By Edith Honan
NEW YORK (Reuters) - New York City mayoral hopeful Bill de Blasio, who has campaigned as an advocate for those left behind by the economic prosperity that has made the contrast between the have's and have not's increasingly stark, is poised to win a landslide victory on Tuesday to follow Michael Bloomberg into City Hall.
The victory would be a huge boost for New York Democrats, who have been locked out of City Hall since 1994 despite a six-to-one voter registration advantage over Republicans, and could be the biggest margin of victory since 1985, when Democratic Mayor Ed Koch won a third term with a three-to-one margin.
De Blasio, a liberal Democrat who is the city's public advocate, has the support of 65 percent of likely voters while Republican rival Joe Lhota, who was a deputy mayor under former Mayor Rudolph Giuliani, has 24 percent, according to an NBC 4 New York/Wall Street Journal/Marist Poll released on Monday.

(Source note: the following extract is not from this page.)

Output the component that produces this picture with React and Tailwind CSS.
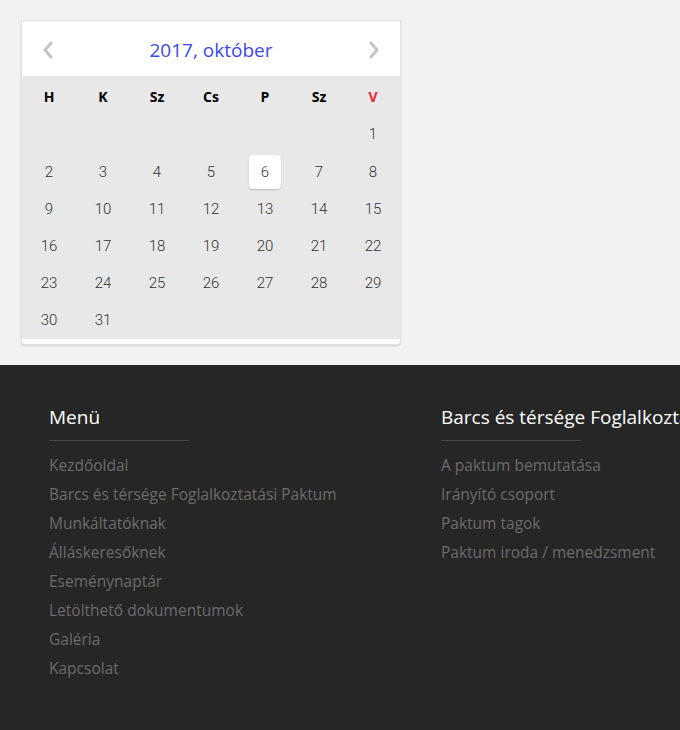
import React from 'react';

const DAYS = ['H', 'K', 'Sz', 'Cs', 'P', 'Sz', 'V'];

const MENU = [
  'Kezdőoldal',
  'Barcs és térsége Foglalkoztatási Paktum',
  'Munkáltatóknak',
  'Álláskeresőknek',
  'Eseménynaptár',
  'Letölthető dokumentumok',
  'Galéria',
  'Kapcsolat',
];

const PAKTUM = [
  'A paktum bemutatása',
  'Irányító csoport',
  'Paktum tagok',
  'Paktum iroda / menedzsment',
];

// October 2017 starts on Sunday
const cells = [...Array(6).fill(null), ...Array.from({ length: 31 }, (_, i) => i + 1)];

const Chevron = ({ dir }) => (
  <svg width="12" height="18" viewBox="0 0 12 18" fill="none">
    <path
      d={dir === 'left' ? 'M9 2 L3 9 L9 16' : 'M3 2 L9 9 L3 16'}
      stroke="#c4c4c4"
      strokeWidth="3"
      strokeLinecap="round"
      strokeLinejoin="round"
    />
  </svg>
);

const Calendar = () => (
  <div className="w-[380px] bg-white border border-[#e3e3e3] rounded-b shadow-[0_1px_2px_rgba(0,0,0,0.15)] pb-[5px]">
    {/* Month header */}
    <div className="h-[55px] flex items-center justify-between px-5 pt-[3px]">
      <button className="p-0"><Chevron dir="left" /></button>
      <span className="text-[19px] text-[#3d47f0] font-['Open_Sans',sans-serif]">2017, október</span>
      <button className="p-0"><Chevron dir="right" /></button>
    </div>

    <div className="bg-[#e8e8e8]">
      <div className="grid grid-cols-7 h-[40px] items-center">
        {DAYS.map((d, i) => (
          <div
            key={i}
            className={`text-center text-[14px] font-bold font-['Open_Sans',sans-serif] ${i === 6 ? 'text-[#e8262c]' : 'text-black'}`}
          >
            {d}
          </div>
        ))}
      </div>
      <div className="grid grid-cols-7 font-['Roboto',sans-serif] font-light text-[15px] text-[#333]">
        {cells.map((n, i) => (
          <div key={i} className="h-[37.2px] flex items-center justify-center">
            {n && (
              <span
                className={`w-[32px] h-[34px] flex items-center justify-center rounded ${n === 6 ? 'bg-white shadow-[0_1px_2px_rgba(0,0,0,0.2)]' : ''}`}
              >
                {n}
              </span>
            )}
          </div>
        ))}
      </div>
    </div>
  </div>
);

const FooterColumn = ({ title, items }) => (
  <div className="w-[392px] shrink-0">
    <h3 className="text-[19px] text-white whitespace-nowrap leading-none mb-[13px]">{title}</h3>
    <div className="w-[140px] h-px bg-[#464646] mb-[10px]" />
    <ul className="flex flex-col">
      {items.map(item => (
        <li key={item} className="h-[29px] text-[15.5px] text-[#6b6b6b] whitespace-nowrap leading-[29px]">
          {item}
        </li>
      ))}
    </ul>
  </div>
);

export default function App() {
  return (
    <div className="w-[680px] h-[730px] overflow-hidden bg-[#f2f2f2] flex flex-col">
      <div className="pt-5 pl-[21px] h-[365px]">
        <Calendar />
      </div>
      <footer className="flex-1 bg-[#262626] pt-[43px] pl-[49px] flex font-['Open_Sans',sans-serif]">
        <FooterColumn title="Menü" items={MENU} />
        <FooterColumn title="Barcs és térsége Foglalkoztatási Paktum" items={PAKTUM} />
      </footer>
    </div>
  );
}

Marist pollster Lee Miringoff said there is every reason to expect a lopsided de Blasio victory as voters look to turn the page after Bloomberg's three terms in office.
"There was a fatigue after 12 years, and de Blasio represented that both in style and substance," said Miringoff.
De Blasio, an experienced political operative who stands 6-foot-5, managed Hillary Clinton's successful 2000 campaign for the U.S. Senate and went on to serve two terms as a liberal member of the New York City Council. He bolstered his profile in 2009 as a leading critic of the temporary term limits change that allowed Bloomberg -- who originally won office as a Republican and later became an Independent -- to seek a third term.
De Blasio went on to become public advocate, heading up a small office that offers a bully pulpit for ambitious officials with an eye on City Hall. In that role, he became one of the loudest and most dogged critics of the controversial stop-and-frisk police tactic that Bloomberg has championed to combat crime.
In July, de Blasio was arrested with more than a dozen others protesting the possible closure of a hospital in Brooklyn.
Lhota, an experienced public servant who most recently headed the Metropolitan Transit Authority during its response to superstorm Sandy, argues de Blasio lacks management experience and that his policies would lead to a spike in crime.
Lhota has embraced much of Bloomberg's legacy on policing, saying the next mayor should do more to explain the use of stop and frisk to its critics, including those who accuse the police force of racial profiling in low-income parts of the city.
REVERTING TO FORM
Compared to the bruising, sometimes circus-like Democratic primary that saw former U.S. Representative Anthony Weiner and City Council Speaker Christine Quinn rise and fall as front-runners, the race between de Blasio and Lhota has been almost dull.
Until late July, Weiner, a late arrival to the race who was eyeing a political comeback two years after resigning from Congress in a sexting scandal, appeared to be running away with the Democratic primary.
Then, a woman came forward with racy pictures and exchanges she had shared with Weiner as recently as a year before - sending Weiner's popularity into free fall.
Meanwhile, Quinn, who would have been the city's first female and lesbian mayor, seemed unable to defuse voters' anger over her role in the temporary change in the city's term limits law that enabled Bloomberg, herself and other elected officials to seek a third term.
A month before the primary, de Blasio began to surge - eventually passing the 40 percent threshold needed to avoid a potentially damaging Democratic run-off. Voters appeared to respond to his concrete policy proposals, including a plan to raise taxes on the city's highest earners to expand access to pre-kindergarten programs.
"There is no Republican party," long-time Democratic consultant Hank Sheinkopf said of the race. "Republicans tend to win in New York City only when there's a crisis. For Giuliani, it was crime, and for Bloomberg it was 9/11. No such circumstance exists, so the city has reverted to form."